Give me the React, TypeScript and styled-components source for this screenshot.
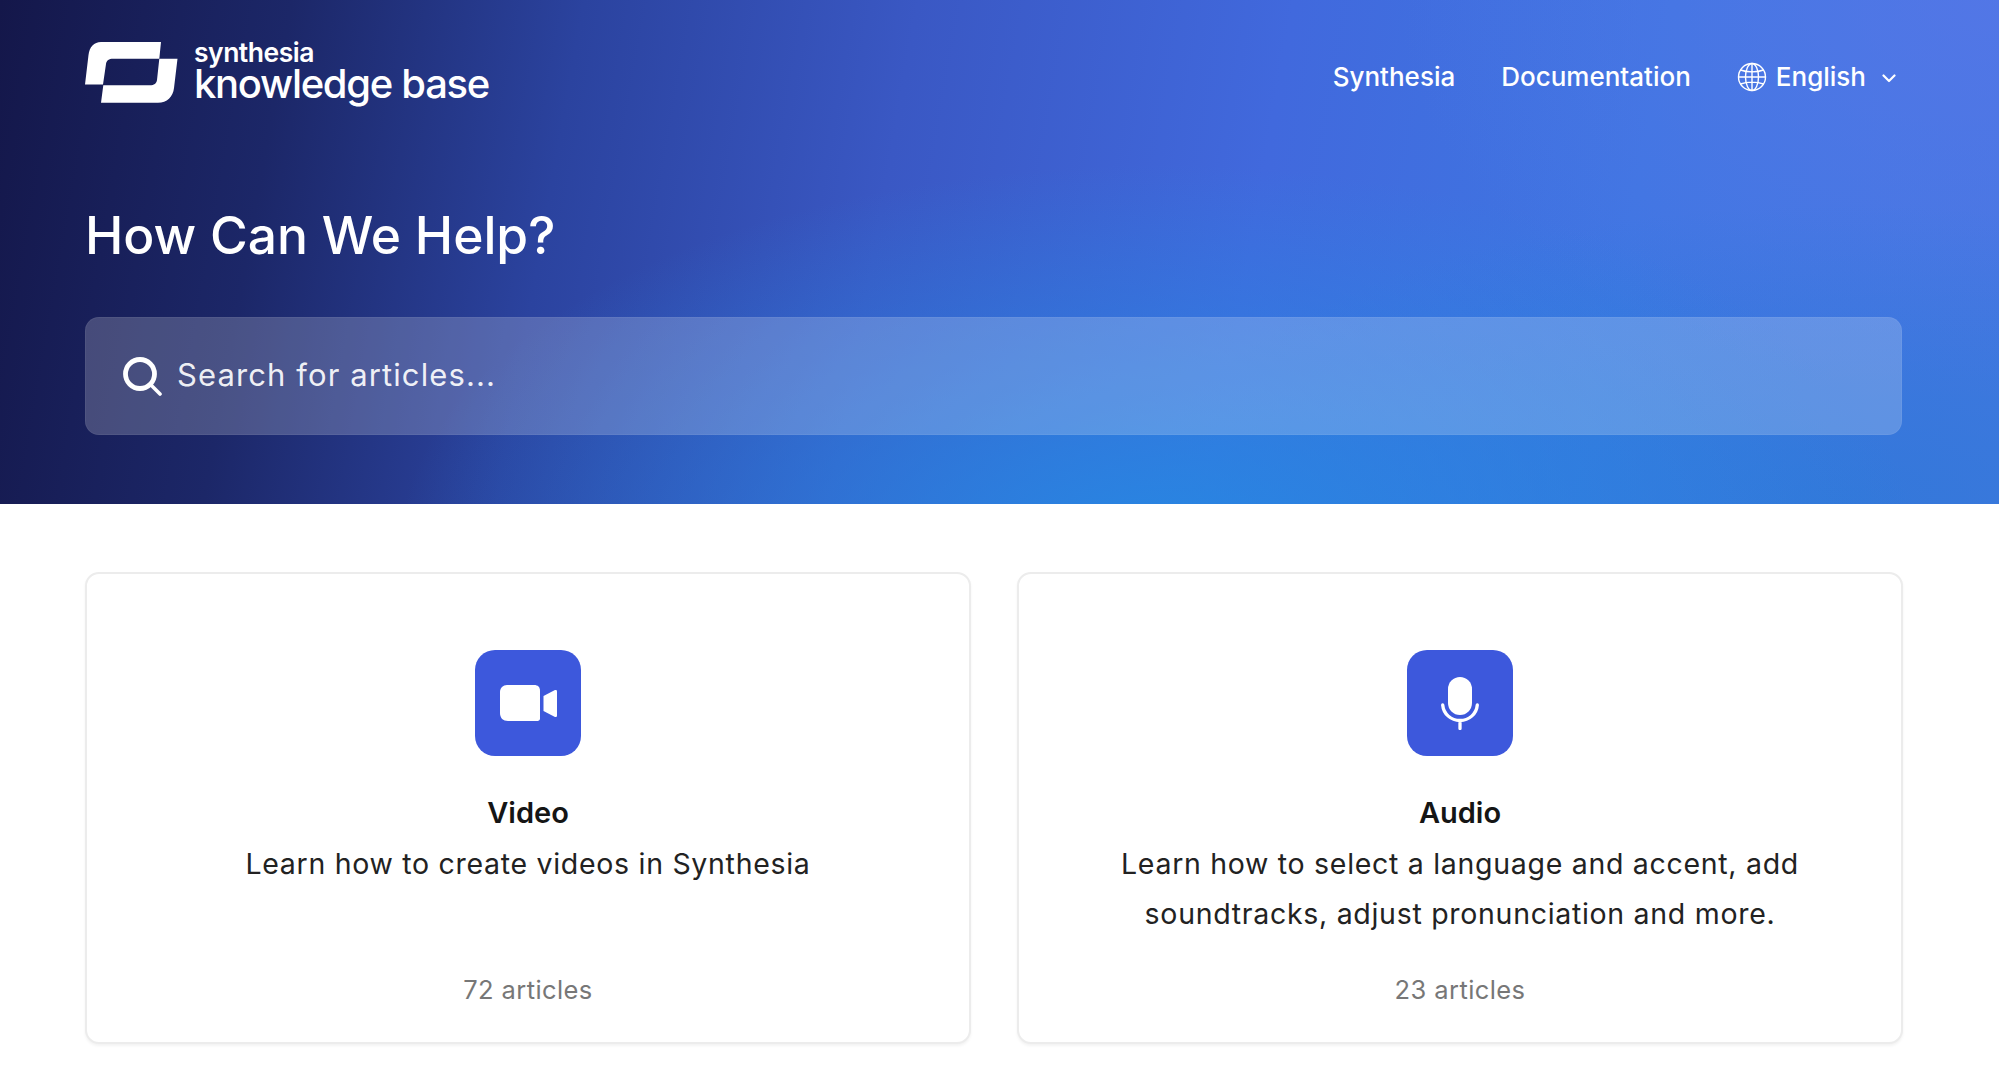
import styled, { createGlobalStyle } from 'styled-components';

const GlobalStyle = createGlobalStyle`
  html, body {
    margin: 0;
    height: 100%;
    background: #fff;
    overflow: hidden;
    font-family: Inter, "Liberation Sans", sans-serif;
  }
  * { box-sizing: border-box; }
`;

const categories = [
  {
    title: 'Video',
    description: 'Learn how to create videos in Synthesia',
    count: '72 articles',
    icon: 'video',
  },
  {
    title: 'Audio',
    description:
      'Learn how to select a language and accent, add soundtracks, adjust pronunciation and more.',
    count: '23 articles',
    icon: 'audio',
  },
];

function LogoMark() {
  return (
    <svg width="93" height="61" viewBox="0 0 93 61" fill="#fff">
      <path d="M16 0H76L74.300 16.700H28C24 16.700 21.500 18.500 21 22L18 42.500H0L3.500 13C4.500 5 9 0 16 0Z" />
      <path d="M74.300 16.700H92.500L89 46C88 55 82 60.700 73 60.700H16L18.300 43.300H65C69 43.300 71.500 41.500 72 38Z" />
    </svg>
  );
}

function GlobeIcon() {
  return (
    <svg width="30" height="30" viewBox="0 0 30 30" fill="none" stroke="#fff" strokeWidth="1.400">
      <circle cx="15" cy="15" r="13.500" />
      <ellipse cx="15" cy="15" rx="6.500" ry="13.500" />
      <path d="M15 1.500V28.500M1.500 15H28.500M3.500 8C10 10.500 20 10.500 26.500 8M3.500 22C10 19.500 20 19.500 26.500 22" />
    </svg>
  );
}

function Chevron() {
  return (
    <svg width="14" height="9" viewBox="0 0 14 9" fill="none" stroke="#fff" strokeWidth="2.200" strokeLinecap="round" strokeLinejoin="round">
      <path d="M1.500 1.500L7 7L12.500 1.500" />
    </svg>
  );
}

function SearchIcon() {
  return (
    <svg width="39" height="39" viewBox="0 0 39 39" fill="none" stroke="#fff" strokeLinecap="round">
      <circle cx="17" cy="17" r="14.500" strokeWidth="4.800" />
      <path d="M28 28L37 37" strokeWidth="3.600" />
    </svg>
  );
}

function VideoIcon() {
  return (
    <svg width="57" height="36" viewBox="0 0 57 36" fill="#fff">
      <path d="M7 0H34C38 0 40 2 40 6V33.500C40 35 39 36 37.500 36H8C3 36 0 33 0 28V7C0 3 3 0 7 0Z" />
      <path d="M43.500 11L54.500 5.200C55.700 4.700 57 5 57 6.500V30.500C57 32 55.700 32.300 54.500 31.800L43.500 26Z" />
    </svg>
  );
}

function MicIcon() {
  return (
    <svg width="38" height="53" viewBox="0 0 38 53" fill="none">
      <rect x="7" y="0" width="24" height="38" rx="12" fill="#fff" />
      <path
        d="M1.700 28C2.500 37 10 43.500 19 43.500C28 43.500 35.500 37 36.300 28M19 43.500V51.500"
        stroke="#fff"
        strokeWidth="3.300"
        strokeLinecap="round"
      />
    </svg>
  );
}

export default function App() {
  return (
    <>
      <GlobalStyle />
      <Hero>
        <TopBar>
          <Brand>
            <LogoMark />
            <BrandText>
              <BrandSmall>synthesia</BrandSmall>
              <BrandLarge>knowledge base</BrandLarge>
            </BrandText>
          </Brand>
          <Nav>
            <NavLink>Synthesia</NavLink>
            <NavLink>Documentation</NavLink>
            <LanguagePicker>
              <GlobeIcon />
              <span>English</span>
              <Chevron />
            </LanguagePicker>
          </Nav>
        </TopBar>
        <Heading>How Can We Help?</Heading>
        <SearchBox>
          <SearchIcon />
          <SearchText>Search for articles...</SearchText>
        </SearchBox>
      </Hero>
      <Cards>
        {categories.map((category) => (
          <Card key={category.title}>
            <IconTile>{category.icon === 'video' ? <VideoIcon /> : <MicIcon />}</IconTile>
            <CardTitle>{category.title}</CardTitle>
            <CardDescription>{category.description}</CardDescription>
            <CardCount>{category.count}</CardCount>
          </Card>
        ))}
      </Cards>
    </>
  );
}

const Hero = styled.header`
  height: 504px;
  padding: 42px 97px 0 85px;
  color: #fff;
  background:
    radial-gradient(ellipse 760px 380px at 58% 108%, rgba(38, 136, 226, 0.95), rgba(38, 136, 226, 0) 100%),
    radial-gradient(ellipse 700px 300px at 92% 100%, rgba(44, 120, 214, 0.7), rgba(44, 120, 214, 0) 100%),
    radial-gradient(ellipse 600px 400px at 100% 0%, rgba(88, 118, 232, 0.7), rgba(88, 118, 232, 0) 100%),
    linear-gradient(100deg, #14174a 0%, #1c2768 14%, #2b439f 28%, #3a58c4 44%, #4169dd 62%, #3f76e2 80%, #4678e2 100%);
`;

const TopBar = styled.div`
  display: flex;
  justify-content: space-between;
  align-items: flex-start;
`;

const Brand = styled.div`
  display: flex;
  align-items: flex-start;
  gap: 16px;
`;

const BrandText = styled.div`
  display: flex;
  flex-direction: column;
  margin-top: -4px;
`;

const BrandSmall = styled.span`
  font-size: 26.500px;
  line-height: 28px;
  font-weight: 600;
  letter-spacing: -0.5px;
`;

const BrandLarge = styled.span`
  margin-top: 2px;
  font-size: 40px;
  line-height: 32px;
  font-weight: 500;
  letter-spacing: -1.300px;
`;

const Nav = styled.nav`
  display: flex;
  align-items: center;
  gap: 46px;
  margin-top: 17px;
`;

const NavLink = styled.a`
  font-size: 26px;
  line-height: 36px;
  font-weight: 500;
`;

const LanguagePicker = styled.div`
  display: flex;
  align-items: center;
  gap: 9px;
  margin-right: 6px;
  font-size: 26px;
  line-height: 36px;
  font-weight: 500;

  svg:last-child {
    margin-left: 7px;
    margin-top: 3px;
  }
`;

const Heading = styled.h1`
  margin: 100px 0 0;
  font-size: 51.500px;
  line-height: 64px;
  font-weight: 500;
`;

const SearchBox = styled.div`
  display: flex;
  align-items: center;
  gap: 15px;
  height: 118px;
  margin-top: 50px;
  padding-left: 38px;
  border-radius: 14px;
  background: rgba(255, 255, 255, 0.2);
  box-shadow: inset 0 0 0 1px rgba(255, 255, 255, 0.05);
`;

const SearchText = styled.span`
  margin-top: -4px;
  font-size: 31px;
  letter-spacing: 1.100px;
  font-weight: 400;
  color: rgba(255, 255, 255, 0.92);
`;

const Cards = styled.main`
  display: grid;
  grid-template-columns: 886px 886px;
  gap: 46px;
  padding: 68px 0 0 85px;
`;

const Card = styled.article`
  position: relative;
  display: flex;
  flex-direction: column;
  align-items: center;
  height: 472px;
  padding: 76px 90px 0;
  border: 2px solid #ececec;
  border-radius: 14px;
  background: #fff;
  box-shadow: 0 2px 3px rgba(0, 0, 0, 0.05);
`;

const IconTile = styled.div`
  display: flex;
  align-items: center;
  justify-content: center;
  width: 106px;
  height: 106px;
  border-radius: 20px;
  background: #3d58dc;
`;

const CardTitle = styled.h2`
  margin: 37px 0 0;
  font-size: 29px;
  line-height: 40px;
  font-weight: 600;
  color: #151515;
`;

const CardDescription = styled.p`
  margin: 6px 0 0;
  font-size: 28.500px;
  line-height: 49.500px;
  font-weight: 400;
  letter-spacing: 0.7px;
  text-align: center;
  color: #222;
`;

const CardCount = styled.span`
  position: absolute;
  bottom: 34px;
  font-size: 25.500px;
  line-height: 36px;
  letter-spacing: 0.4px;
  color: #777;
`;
..........
STATED TASK:
Transcribe all the data word for word; the images stay out.

WRITTEN REPLY:
Give me the React, TypeScript and styled-components source for this screenshot.
import styled, { createGlobalStyle } from 'styled-components';

const GlobalStyle = createGlobalStyle`
  html, body {
    margin: 0;
    height: 100%;
    background: #fff;
    overflow: hidden;
    font-family: Inter, "Liberation Sans", sans-serif;
  }
  * { box-sizing: border-box; }
`;

const categories = [
  {
    title: 'Video',
    description: 'Learn how to create videos in Synthesia',
    count: '72 articles',
    icon: 'video',
  },
  {
    title: 'Audio',
    description:
      'Learn how to select a language and accent, add soundtracks, adjust pronunciation and more.',
    count: '23 articles',
    icon: 'audio',
  },
];

function LogoMark() {
  return (
    <svg width="93" height="61" viewBox="0 0 93 61" fill="#fff">
      <path d="M16 0H76L74.300 16.700H28C24 16.700 21.500 18.500 21 22L18 42.500H0L3.500 13C4.500 5 9 0 16 0Z" />
      <path d="M74.300 16.700H92.500L89 46C88 55 82 60.700 73 60.700H16L18.300 43.300H65C69 43.300 71.500 41.500 72 38Z" />
    </svg>
  );
}

function GlobeIcon() {
  return (
    <svg width="30" height="30" viewBox="0 0 30 30" fill="none" stroke="#fff" strokeWidth="1.400">
      <circle cx="15" cy="15" r="13.500" />
      <ellipse cx="15" cy="15" rx="6.500" ry="13.500" />
      <path d="M15 1.500V28.500M1.500 15H28.500M3.500 8C10 10.500 20 10.500 26.500 8M3.500 22C10 19.500 20 19.500 26.500 22" />
    </svg>
  );
}

function Chevron() {
  return (
    <svg width="14" height="9" viewBox="0 0 14 9" fill="none" stroke="#fff" strokeWidth="2.200" strokeLinecap="round" strokeLinejoin="round">
      <path d="M1.500 1.500L7 7L12.500 1.500" />
    </svg>
  );
}

function SearchIcon() {
  return (
    <svg width="39" height="39" viewBox="0 0 39 39" fill="none" stroke="#fff" strokeLinecap="round">
      <circle cx="17" cy="17" r="14.500" strokeWidth="4.800" />
      <path d="M28 28L37 37" strokeWidth="3.600" />
    </svg>
  );
}

function VideoIcon() {
  return (
    <svg width="57" height="36" viewBox="0 0 57 36" fill="#fff">
      <path d="M7 0H34C38 0 40 2 40 6V33.500C40 35 39 36 37.500 36H8C3 36 0 33 0 28V7C0 3 3 0 7 0Z" />
      <path d="M43.500 11L54.500 5.200C55.700 4.700 57 5 57 6.500V30.500C57 32 55.700 32.300 54.500 31.800L43.500 26Z" />
    </svg>
  );
}

function MicIcon() {
  return (
    <svg width="38" height="53" viewBox="0 0 38 53" fill="none">
      <rect x="7" y="0" width="24" height="38" rx="12" fill="#fff" />
      <path
        d="M1.700 28C2.500 37 10 43.500 19 43.500C28 43.500 35.500 37 36.300 28M19 43.500V51.500"
        stroke="#fff"
        strokeWidth="3.300"
        strokeLinecap="round"
      />
    </svg>
  );
}

export default function App() {
  return (
    <>
      <GlobalStyle />
      <Hero>
        <TopBar>
          <Brand>
            <LogoMark />
            <BrandText>
              <BrandSmall>synthesia</BrandSmall>
              <BrandLarge>knowledge base</BrandLarge>
            </BrandText>
          </Brand>
          <Nav>
            <NavLink>Synthesia</NavLink>
            <NavLink>Documentation</NavLink>
            <LanguagePicker>
              <GlobeIcon />
              <span>English</span>
              <Chevron />
            </LanguagePicker>
          </Nav>
        </TopBar>
        <Heading>How Can We Help?</Heading>
        <SearchBox>
          <SearchIcon />
          <SearchText>Search for articles...</SearchText>
        </SearchBox>
      </Hero>
      <Cards>
        {categories.map((category) => (
          <Card key={category.title}>
            <IconTile>{category.icon === 'video' ? <VideoIcon /> : <MicIcon />}</IconTile>
            <CardTitle>{category.title}</CardTitle>
            <CardDescription>{category.description}</CardDescription>
            <CardCount>{category.count}</CardCount>
          </Card>
        ))}
      </Cards>
    </>
  );
}

const Hero = styled.header`
  height: 504px;
  padding: 42px 97px 0 85px;
  color: #fff;
  background:
    radial-gradient(ellipse 760px 380px at 58% 108%, rgba(38, 136, 226, 0.95), rgba(38, 136, 226, 0) 100%),
    radial-gradient(ellipse 700px 300px at 92% 100%, rgba(44, 120, 214, 0.7), rgba(44, 120, 214, 0) 100%),
    radial-gradient(ellipse 600px 400px at 100% 0%, rgba(88, 118, 232, 0.7), rgba(88, 118, 232, 0) 100%),
    linear-gradient(100deg, #14174a 0%, #1c2768 14%, #2b439f 28%, #3a58c4 44%, #4169dd 62%, #3f76e2 80%, #4678e2 100%);
`;

const TopBar = styled.div`
  display: flex;
  justify-content: space-between;
  align-items: flex-start;
`;

const Brand = styled.div`
  display: flex;
  align-items: flex-start;
  gap: 16px;
`;

const BrandText = styled.div`
  display: flex;
  flex-direction: column;
  margin-top: -4px;
`;

const BrandSmall = styled.span`
  font-size: 26.500px;
  line-height: 28px;
  font-weight: 600;
  letter-spacing: -0.5px;
`;

const BrandLarge = styled.span`
  margin-top: 2px;
  font-size: 40px;
  line-height: 32px;
  font-weight: 500;
  letter-spacing: -1.300px;
`;

const Nav = styled.nav`
  display: flex;
  align-items: center;
  gap: 46px;
  margin-top: 17px;
`;

const NavLink = styled.a`
  font-size: 26px;
  line-height: 36px;
  font-weight: 500;
`;

const LanguagePicker = styled.div`
  display: flex;
  align-items: center;
  gap: 9px;
  margin-right: 6px;
  font-size: 26px;
  line-height: 36px;
  font-weight: 500;

  svg:last-child {
    margin-left: 7px;
    margin-top: 3px;
  }
`;

const Heading = styled.h1`
  margin: 100px 0 0;
  font-size: 51.500px;
  line-height: 64px;
  font-weight: 500;
`;

const SearchBox = styled.div`
  display: flex;
  align-items: center;
  gap: 15px;
  height: 118px;
  margin-top: 50px;
  padding-left: 38px;
  border-radius: 14px;
  background: rgba(255, 255, 255, 0.2);
  box-shadow: inset 0 0 0 1px rgba(255, 255, 255, 0.05);
`;

const SearchText = styled.span`
  margin-top: -4px;
  font-size: 31px;
  letter-spacing: 1.100px;
  font-weight: 400;
  color: rgba(255, 255, 255, 0.92);
`;

const Cards = styled.main`
  display: grid;
  grid-template-columns: 886px 886px;
  gap: 46px;
  padding: 68px 0 0 85px;
`;

const Card = styled.article`
  position: relative;
  display: flex;
  flex-direction: column;
  align-items: center;
  height: 472px;
  padding: 76px 90px 0;
  border: 2px solid #ececec;
  border-radius: 14px;
  background: #fff;
  box-shadow: 0 2px 3px rgba(0, 0, 0, 0.05);
`;

const IconTile = styled.div`
  display: flex;
  align-items: center;
  justify-content: center;
  width: 106px;
  height: 106px;
  border-radius: 20px;
  background: #3d58dc;
`;

const CardTitle = styled.h2`
  margin: 37px 0 0;
  font-size: 29px;
  line-height: 40px;
  font-weight: 600;
  color: #151515;
`;

const CardDescription = styled.p`
  margin: 6px 0 0;
  font-size: 28.500px;
  line-height: 49.500px;
  font-weight: 400;
  letter-spacing: 0.7px;
  text-align: center;
  color: #222;
`;

const CardCount = styled.span`
  position: absolute;
  bottom: 34px;
  font-size: 25.500px;
  line-height: 36px;
  letter-spacing: 0.4px;
  color: #777;
`;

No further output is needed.